Monday, November 23, 2009

Digital Discord

I think it is ironic that all of our readings about the benefits and harms of digital history are accessible online. I wonder if the authors feel that the negative effects of digitalization won't apply to them? Or if they are compelled to embrace it because the technological forces are simply too strong to resist? It's likely just a simple matter of the good outweighing the bad.

Virginia Heffernan provides an interesting, general overview of these pro/con points in her NYT article, "Haunted Mouses." She laments that expanding accessibility to the internet is also promoting expanding accessibility to misleading information, gruesome images, and an entirely unhealthy thirst for information (regardless of its credibility). I think Heffernan is missing a crucial point-- there is a market for misinformation that has existed long before the internet. While the age of constant connectivity provides a new and tempting outlet for sensational media, we can still find tabloids at every supermarket checkout and elderly relatives relating memories that have been colored by time.

I have more appreciation for Nate Hill's criticism in "Hyperlinking Reality," in which he comments that the internet is not being used to its full potential to bring communities together. His bar code experiment attempts to counteract the isolating effect of technology by allowing members of communities to interact in a particular space, despite the differences in time, effectively creating a new kind of virtual community.

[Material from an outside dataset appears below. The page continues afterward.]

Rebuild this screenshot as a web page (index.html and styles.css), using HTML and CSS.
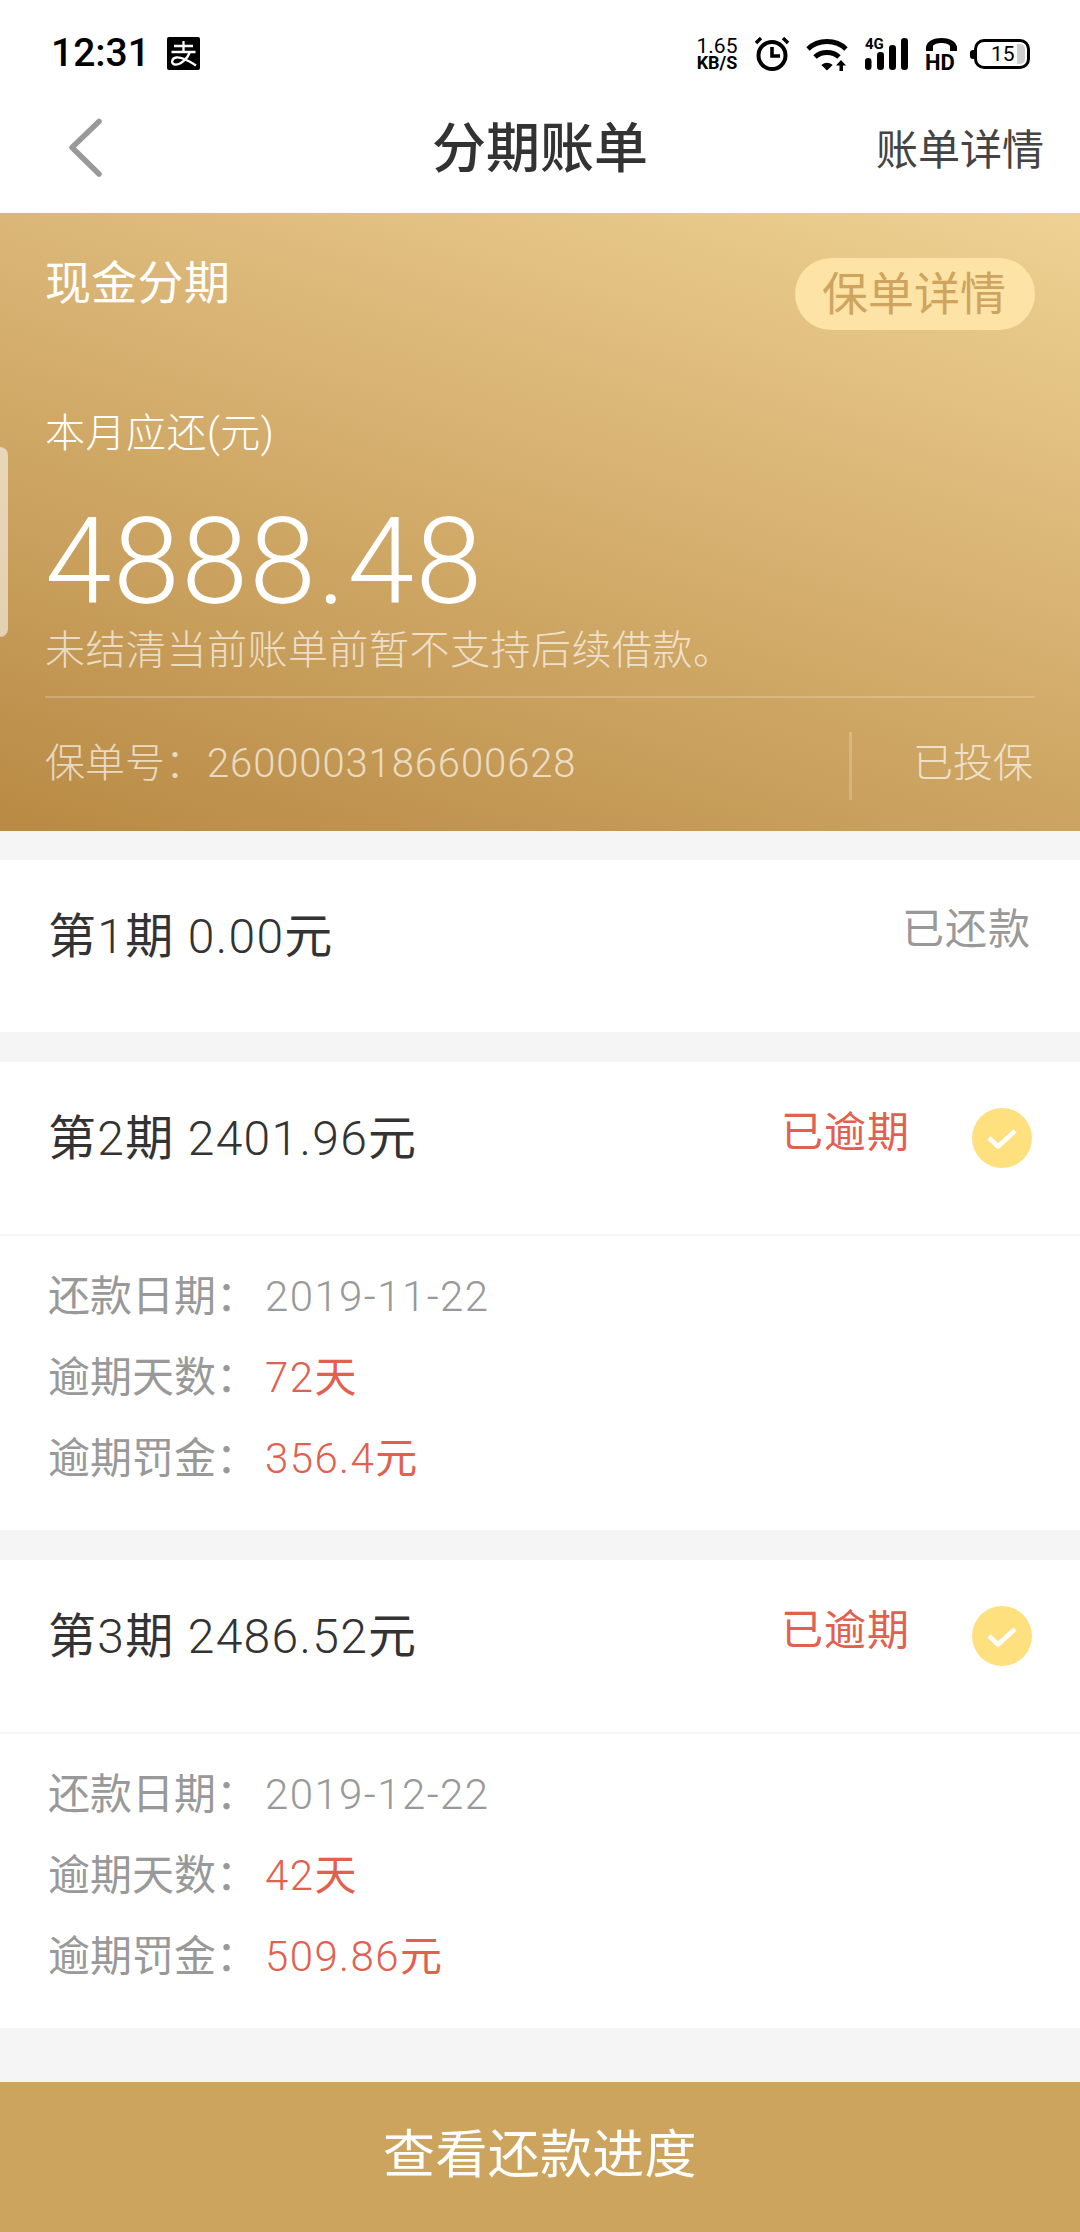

Speaking more directly at historians, Dan Cohen and Roy Rozenweig attempt to address the many questions about academic communication via the web in their online book, Digital History: A Guide to Gathering, Preserving and Presenting the Past on the Web. Cohen and RozenWeig are strong proponents of using the internet as a tool for historians and seek to advise the historical community on overcoming some of its inherent difficulties which they identify as: "quality, durability, readability, passivity, and inaccessibility." Despite these obstacles, the authors hail the internet as a new means for opening previously closed sources to a wider population and igniting a curiosity about history in the public. While I believe their book serves as an effective guide for setting up a historical website, promoting it, and perfecting it, I fail to see how they address the initial dilemmas they put forth in the introduction. For instance, they do not give any potential solutions to how the historical community can deem a site for the public credible, nor do they pragmatically address the class divide that makes the internet more available to one social class than another.

In "Wiki in the History Classroom," Kevin B. Sheets addresses one of the scariest popular sensations facing history teachers: Wikipedia. Instead of cautioning his students against Wikipedia, he used the popular "Wiki" website to allow his students to create their own page about a particular topic. Through their contributions, deletions, and edits, students learned Sheets' intended lesson: history is a conversation. And, though Sheets never mentions this, I believe that this type of lesson could also teach students to be critical of sources they find on the internet.

As I said in my very first blog post, I love the internet. I love that this week's readings cost me absolutely nothing on Amazon or the Temple Bookstore. Accessibility of information on the internet is one of the best advances to emerge from the 20th century and, hopefully, as we move forward, we will develop a societal intelligence about how and when to best use this information, both academically and personally.